Kasus korupsi yang menimpa PT Asuransi Jiwasraya merupakan salah satu skandal terbesar dalam sejarah keuangan Indonesia. Kerugian negara akibat kasus ini mencapai Rp16,807 triliun, sebuah angka yang mencengangkan dan menunjukkan lemahnya tata kelola serta pengawasan di industri keuangan. Skandal ini juga mengungkap pola manipulasi yang kompleks, melibatkan pejabat perusahaan, pengusaha, dan celah regulasi yang dimanfaatkan secara sistematis.
Latar Belakang Kasus
PT Asuransi Jiwasraya adalah perusahaan asuransi milik negara yang telah beroperasi selama puluhan tahun.
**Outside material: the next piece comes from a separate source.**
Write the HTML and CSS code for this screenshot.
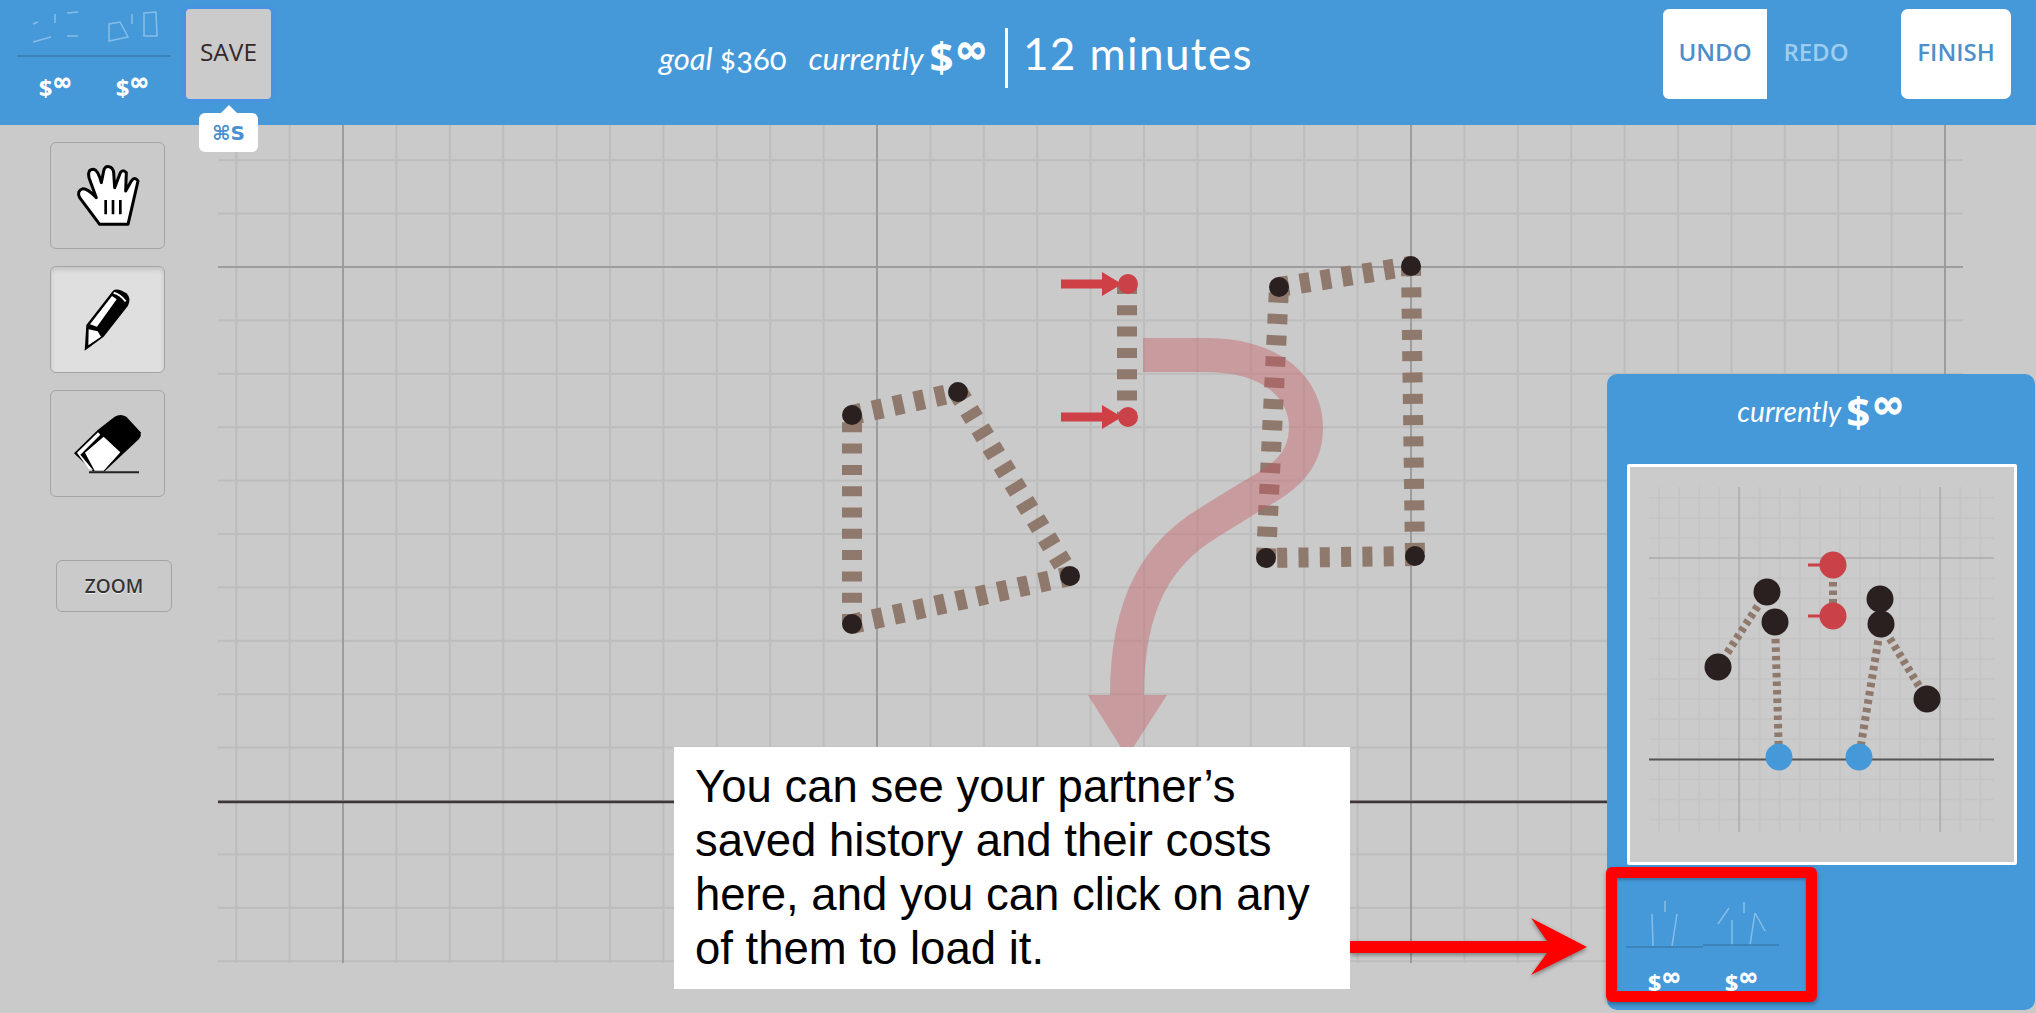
FILE: index.html
```html
<!DOCTYPE html>
<html>
  <head>
    <title>Truss game</title>
    <link rel="stylesheet" href="styles.css">
  </head>
  <body>
    <header class="topbar">
      <div class="history">
        <div class="thumb">
          <svg class="thumb-art" viewBox="17 0 77 60">
            <path class="faint" d="M33 24L38 22M55 14V23M67 13L78 12M67 36H78M33 42L51 37"/>
            <path class="thumb-axis" d="M17 56H94"/>
          </svg>
          <span class="cost"><span class="dollar">$</span><span class="inf">∞</span></span>
        </div>
        <div class="thumb">
          <svg class="thumb-art" viewBox="94 0 77 60">
            <path class="faint" d="M109 24L120 22L128 37L109 41ZM132 14V24M144 13L156 12L157 36H144Z"/>
            <path class="thumb-axis" d="M94 56H172"/>
          </svg>
          <span class="cost"><span class="dollar">$</span><span class="inf">∞</span></span>
        </div>
      </div>
      <button class="save">SAVE</button>
      <div class="status">
        <span class="note">goal</span>
        <span class="goal">$360</span>
        <span class="note note-now">currently</span>
        <span class="cost cost-big"><span class="dollar">$</span><span class="inf">∞</span></span>
        <span class="time">12 minutes</span>
      </div>
      <div class="actions">
        <button class="undo">UNDO</button>
        <button class="redo">REDO</button>
        <button class="finish">FINISH</button>
      </div>
      <div class="shortcut">⌘S</div>
    </header>

    <main class="workspace">
      <aside class="tools">
        <button class="tool">
          <svg class="tool-icon" viewBox="130 95 210 210">
            <path class="hand" d="M210 285L150 205Q140 185 160 178Q175 178 200 205L178 145Q172 120 192 120Q205 122 215 160L222 125Q225 110 238 112Q250 114 252 130L255 175L272 130Q280 118 290 130L288 185L305 155Q315 140 325 155L295 285Z"/>
            <path class="hand-lines" d="M228 212V255M250 212V255M272 212V255"/>
          </svg>
        </button>
        <button class="tool tool-on">
          <svg class="tool-icon" viewBox="130 465 210 210">
            <path d="M165 662L170 585L250 482Q264 472 290 490Q306 505 295 527L222 620Z"/>
            <path class="white" d="M181 583L247 498L261 508L202 590ZM177 598L204 604L214 620L176 646Z"/>
            <path class="pencil-band" d="M252 488Q272 493 288 514"/>
          </svg>
        </button>
        <button class="tool">
          <svg class="tool-icon" viewBox="130 835 210 210">
            <path d="M133 968L205 897L255 858Q272 848 290 858L333 905Q336 915 328 925L225 1022H190Z"/>
            <path class="white" d="M142 966L205 905L212 912L152 972L190 1018L178 1016ZM166 966L222 918L272 965L222 1020H195Z"/>
            <path class="eraser-line" d="M178 1025H328"/>
          </svg>
        </button>
        <button class="zoom">ZOOM</button>
      </aside>

      <div class="stage">
        <svg class="board" viewBox="218 125 1818 888">
          <defs>
            <pattern id="minor" patternUnits="userSpaceOnUse" x="342" y="266" width="53.4" height="53.4">
              <path class="grid-minor" d="M1 0V53.4M0 1H53.4"/>
            </pattern>
            <pattern id="major" patternUnits="userSpaceOnUse" x="342" y="266" width="534" height="534">
              <path class="grid-major" d="M1 0V534M0 1H534"/>
            </pattern>
          </defs>
          <rect x="218" y="125" width="1745" height="838" fill="url(#minor)"/>
          <rect x="218" y="125" width="1745" height="838" fill="url(#major)"/>
          <path class="grid-axis" d="M218 802H1963"/>

          <path class="beam" d="M852 624V415M852 415L958 392M958 392L1070 576M1070 576L852 624"/>
          <path class="beam" d="M1266 558L1279 287M1279 287L1411 266M1411 266L1415 556M1415 556L1266 558"/>
          <path class="beam" d="M1127 284V417"/>

          <path class="hint-curve" d="M1143 355H1205C1275 355 1306 390 1306 428C1306 465 1280 480 1250 497L1208 523C1160 552 1127 600 1127 695"/>
          <path class="hint-head" d="M1088 695H1167L1127 757Z"/>

          <path class="red-arrow" d="M1061 279.500H1102V272L1122 284L1102 296V288.500H1061Z"/>
          <path class="red-arrow" d="M1061 412.500H1102V405L1122 417L1102 429V421.500H1061Z"/>
          <circle class="red-dot" cx="1128" cy="284" r="10"/>
          <circle class="red-dot" cx="1128" cy="417" r="10"/>

          <circle class="joint" cx="852" cy="415" r="10"/>
          <circle class="joint" cx="958" cy="392" r="10"/>
          <circle class="joint" cx="1070" cy="576" r="10"/>
          <circle class="joint" cx="852" cy="624" r="10"/>
          <circle class="joint" cx="1279" cy="287" r="10"/>
          <circle class="joint" cx="1411" cy="266" r="10"/>
          <circle class="joint" cx="1266" cy="558" r="10"/>
          <circle class="joint" cx="1415" cy="556" r="10"/>

          <path class="callout-arrow" d="M1350 941H1547L1531 918L1587 947L1531 975L1547 953H1350Z"/>
        </svg>

        <div class="callout">You can see your partner’s saved history and their costs here, and you can click on any of them to load it.</div>

        <section class="partner">
          <div class="partner-title">
            <span class="note">currently</span>
            <span class="cost cost-big"><span class="dollar">$</span><span class="inf">∞</span></span>
          </div>
          <div class="partner-view">
            <svg class="partner-art" viewBox="1630 467 384 395">
              <defs>
                <pattern id="small-minor" patternUnits="userSpaceOnUse" x="1658" y="497" width="20.1" height="20.1">
                  <path class="small-grid" d="M1 0V20.1M0 1H20.1"/>
                </pattern>
              </defs>
              <rect x="1649" y="487" width="345" height="345" fill="url(#small-minor)"/>
              <path class="small-major" d="M1739 487V832M1940 487V832M1649 558H1994"/>
              <path class="small-axis" d="M1649 759.500H1994"/>
              <path class="small-beam" d="M1718 667L1767 592M1775 622L1779 757M1833 565V616M1881 624L1859 757M1881 624L1927 699"/>
              <path class="small-tick" d="M1808 565H1825M1808 616H1825"/>
              <circle class="joint" cx="1718" cy="667" r="13.500"/>
              <circle class="joint" cx="1767" cy="592" r="13.500"/>
              <circle class="joint" cx="1775" cy="622" r="13.500"/>
              <circle class="joint" cx="1880" cy="599" r="13.500"/>
              <circle class="joint" cx="1881" cy="624" r="13.500"/>
              <circle class="joint" cx="1927" cy="699" r="13.500"/>
              <circle class="red-dot" cx="1833" cy="565" r="13.500"/>
              <circle class="red-dot" cx="1833" cy="616" r="13.500"/>
              <circle class="base" cx="1779" cy="757" r="13.500"/>
              <circle class="base" cx="1859" cy="757" r="13.500"/>
            </svg>
          </div>
          <div class="partner-history">
            <div class="thumb thumb-small">
              <svg class="thumb-art" viewBox="1626 890 77 62">
                <path class="faint" d="M1665 901V912M1652 914L1653 946M1677 914L1672 946"/>
                <path class="thumb-axis" d="M1626 947H1703"/>
              </svg>
              <span class="cost"><span class="dollar">$</span><span class="inf">∞</span></span>
            </div>
            <div class="thumb thumb-small">
              <svg class="thumb-art" viewBox="1703 890 77 62">
                <path class="faint" d="M1729 908L1718 924M1732 920V945M1744 902V913M1755 913L1750 945M1755 913L1765 931"/>
                <path class="thumb-axis" d="M1703 945H1779"/>
              </svg>
              <span class="cost"><span class="dollar">$</span><span class="inf">∞</span></span>
            </div>
          </div>
          <div class="highlight"></div>
        </section>
      </div>
    </main>
  </body>
</html>
```
FILE: styles.css
```css
* { box-sizing: border-box; }
body { margin: 0; height: 1013px; overflow: hidden; display: flex; flex-direction: column; background: #cacaca; font-family: Lato, "Open Sans", sans-serif; }
button { font-family: "Open Sans", Lato, sans-serif; border: none; padding: 0; }

/* top bar */
.topbar { position: relative; flex: none; height: 125px; display: flex; align-items: flex-start; padding: 9px 25px 0 17px; background: #4599d9; color: #fff; }
.history { display: flex; width: 169px; margin-top: -9px; }
.thumb { width: 77px; display: flex; flex-direction: column; align-items: center; }
.thumb-art { display: block; width: 77px; height: 60px; }
.faint { fill: none; stroke: #86bde8; stroke-width: 1.5; }
.thumb-axis { fill: none; stroke: #3a7cb0; stroke-width: 1.5; }

.cost { font-weight: 700; white-space: nowrap; display: inline-flex; align-items: flex-start; font-size: 24px; line-height: 32px; color: #fff; }
.dollar { font-family: "Open Sans", sans-serif; font-weight: 700; }
.inf { font-family: "DejaVu Sans", sans-serif; font-weight: 700; font-size: 1em; line-height: 0.9em; -webkit-text-stroke: 0.6px #fff; }
.thumb .cost { margin-top: 12px; }

.save { width: 85px; height: 90px; border-radius: 4px; background: #cbcbcb; color: #33292a; font-size: 24.500px; padding-bottom: 6px; box-shadow: 0 0 4px 2px #4d8fe8; }
.status { display: flex; align-items: baseline; margin-left: 388px; height: 62px; padding-top: 22px; }
.note { font-style: italic; font-size: 31px; }
.goal { font-size: 31px; margin-left: 7px; margin-right: 22px; font-feature-settings: "onum"; }
.note-now { margin-right: 6px; }
.cost-big { font-size: 42px; line-height: 50px; align-self: flex-start; margin-top: 0; }
.cost-big .inf { margin-top: 0; margin-left: 1px; font-size: 40px; -webkit-text-stroke: 1px #fff; }
.time { font-size: 44px; line-height: 50px; letter-spacing: 1.400px; margin-left: 17px; padding-left: 15px; border-left: 3px solid #fff; height: 60px; margin-top: -3px; }

.actions { display: flex; margin-left: auto; }
.undo, .redo, .finish { height: 90px; font-size: 24px; font-weight: 600; padding-bottom: 5px; }
.undo { width: 104px; background: #fff; color: #4e8fcb; border-radius: 6px 0 0 6px; }
.redo { width: 98px; background: #4599d9; color: #9dcdf0; }
.finish { width: 110px; margin-left: 36px; background: #fff; color: #4e8fcb; border-radius: 7px; }

.shortcut { position: absolute; left: 199px; top: 113px; width: 59px; height: 39px; display: flex; align-items: center; justify-content: center; z-index: 2; background: #fff; border-radius: 6px; color: #4a90d0; font: 700 20px "DejaVu Sans", sans-serif; }
.shortcut::before { content: ""; position: absolute; left: 22px; top: -8px; border: 8px solid transparent; border-top: none; border-bottom-color: #fff; }

/* tools */
.workspace { flex: 1; display: flex; min-height: 0; }
.tools { flex: none; width: 218px; padding: 17px 0 0 50px; display: flex; flex-direction: column; align-items: flex-start; gap: 17px; }
.tool { width: 115px; height: 107px; display: flex; align-items: center; justify-content: center; background: #cacaca; border: 1px solid #a5a3a3; border-radius: 6px; }
.tool-on { background: #dfdfdf; box-shadow: inset 0 3px 4px rgba(0, 0, 0, 0.12); }
.tool-icon { display: block; width: 70px; height: 70px; }
.hand { fill: #fff; stroke: #000; stroke-width: 9; stroke-linejoin: round; }
.hand-lines { fill: none; stroke: #000; stroke-width: 8; }
.white { fill: #fff; }
.pencil-band { fill: none; stroke: #fff; stroke-width: 6; }
.eraser-line { fill: none; stroke: #222; stroke-width: 6; }
.zoom { width: 116px; height: 52px; margin: 46px 0 0 6px; background: #cacaca; border: 1px solid #a5a3a3; border-radius: 6px; color: #333; font-size: 19px; font-weight: 600; text-shadow: 0 1px 0 #eee; }

/* board */
.stage { position: relative; flex: 1; }
.board { display: block; width: 1818px; height: 888px; }
.grid-minor { fill: none; stroke: rgba(0, 0, 0, 0.065); stroke-width: 2; }
.grid-major { fill: none; stroke: rgba(0, 0, 0, 0.17); stroke-width: 2; }
.grid-axis { fill: none; stroke: #3f3539; stroke-width: 2.500; }
.beam { fill: none; stroke: #8f786c; stroke-width: 20; stroke-dasharray: 10 11.3; }
.joint { fill: #2a2020; }
.red-dot { fill: #cb4148; }
.base { fill: #4599d9; }
.red-arrow { fill: #cf3f46; }
.hint-curve { fill: none; stroke: rgba(198, 90, 100, 0.42); stroke-width: 34; }
.hint-head { fill: rgba(198, 90, 100, 0.42); }
.callout-arrow { fill: #f00; filter: drop-shadow(0 2px 2px rgba(0, 0, 0, 0.4)); }

.callout { position: absolute; left: 456px; top: 622px; width: 676px; height: 242px; padding: 13px 21px; background: #fff; color: #000; font: 45.500px/54px "Liberation Sans", Arial, sans-serif; }

/* partner panel */
.partner { position: absolute; left: 1389px; top: 249px; width: 428px; height: 636px; background: #4599d9; border-radius: 10px; color: #fff; }
.partner-title { height: 90px; display: flex; justify-content: center; align-items: baseline; gap: 5px; padding-top: 20px; }
.partner-title .note { font-size: 28px; }
.partner-title .cost-big { margin-top: -8px; }
.partner-view { width: 390px; height: 401px; margin-left: 20px; border: 3px solid #fff; border-radius: 2px; background: #cbcbcb; }
.partner-art { display: block; width: 384px; height: 395px; }
.small-grid { fill: none; stroke: rgba(0, 0, 0, 0.035); stroke-width: 1.500; }
.small-major { fill: none; stroke: rgba(0, 0, 0, 0.13); stroke-width: 1.500; }
.small-axis { fill: none; stroke: #555; stroke-width: 2; }
.small-beam { fill: none; stroke: #8f786c; stroke-width: 8; stroke-dasharray: 4.500 4; }
.small-tick { fill: none; stroke: #cb4148; stroke-width: 3; }
.partner-history { display: flex; margin: 25px 0 0 19px; }
.thumb-small .thumb-art { height: 62px; }
.thumb-small .cost { margin-top: 15px; font-size: 24px; }
.highlight { position: absolute; left: -1px; top: 493px; width: 211px; height: 135px; border: 11px solid #f00; border-radius: 6px; box-shadow: 0 2px 4px rgba(0, 0, 0, 0.35), inset 0 2px 3px rgba(0, 0, 0, 0.25); }
```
Masalah mulai terkuak pada 2018, ketika Jiwasraya gagal membayar klaim polis JS Saving Plan, produk asuransi berbasis investasi yang ditawarkan kepada ribuan nasabah. Gagal bayar ini menimbulkan kecurigaan akan adanya pengelolaan dana yang bermasalah.
Penyelidikan oleh Kejaksaan Agung mengungkap modus operandi yang melibatkan investasi dalam saham berisiko tinggi dan manipulasi harga saham (stock manipulation). Para pelaku, yang terdiri dari pejabat Jiwasraya dan mitra swasta, bekerja sama untuk mengarahkan dana nasabah ke portofolio investasi yang tidak likuid demi keuntungan pribadi.
Modus Operandi dan Pelaku Utama
Korupsi Jiwasraya melibatkan sejumlah pejabat kunci dan pengusaha besar. Para pelaku menggunakan dana nasabah untuk membeli saham perusahaan tertentu, yang kemudian harganya dimanipulasi. Saham-saham tersebut memiliki nilai fundamental yang buruk, sehingga investasi ini bukan hanya berisiko, tetapi juga dirancang untuk merugikan Jiwasraya.
Hendrisman Rahim (mantan Direktur Utama), Syahmirwan (mantan Kepala Divisi Investasi), Benny Tjokrosaputro, dan Heru Hidayat adalah aktor utama di balik kasus ini. Benny Tjokro dan Heru Hidayat, pengusaha yang memiliki afiliasi dengan beberapa perusahaan yang terlibat dalam manipulasi saham, divonis hukuman penjara seumur hidup. Pengadilan juga menyita berbagai aset mereka, termasuk properti dan saham, untuk menutupi sebagian kerugian.
Dampak Korupsi Jiwasraya
1. Kerugian Nasabah: Sebanyak 17.000 nasabah, yang sebagian besar adalah individu dan institusi kecil, kehilangan kepercayaan pada Jiwasraya dan industri asuransi secara umum. Mereka menghadapi risiko kehilangan dana yang seharusnya menjadi jaminan masa depan.
2. Kerugian Negara: Kerugian negara dari kasus ini diperkirakan mencapai Rp16,807 triliun. Hingga akhir 2023, Kejaksaan Agung berhasil memulihkan aset senilai Rp3,11 triliun melalui lelang aset tersangka, tetapi jumlah ini masih jauh dari kerugian total.
3. Krisis Kepercayaan di Industri Keuangan: Kasus ini meruntuhkan kepercayaan publik terhadap perusahaan asuransi milik negara. Industri keuangan pun menghadapi tekanan regulasi yang lebih ketat sebagai respons atas skandal ini, yang diharapkan mampu mencegah kasus serupa di masa depan.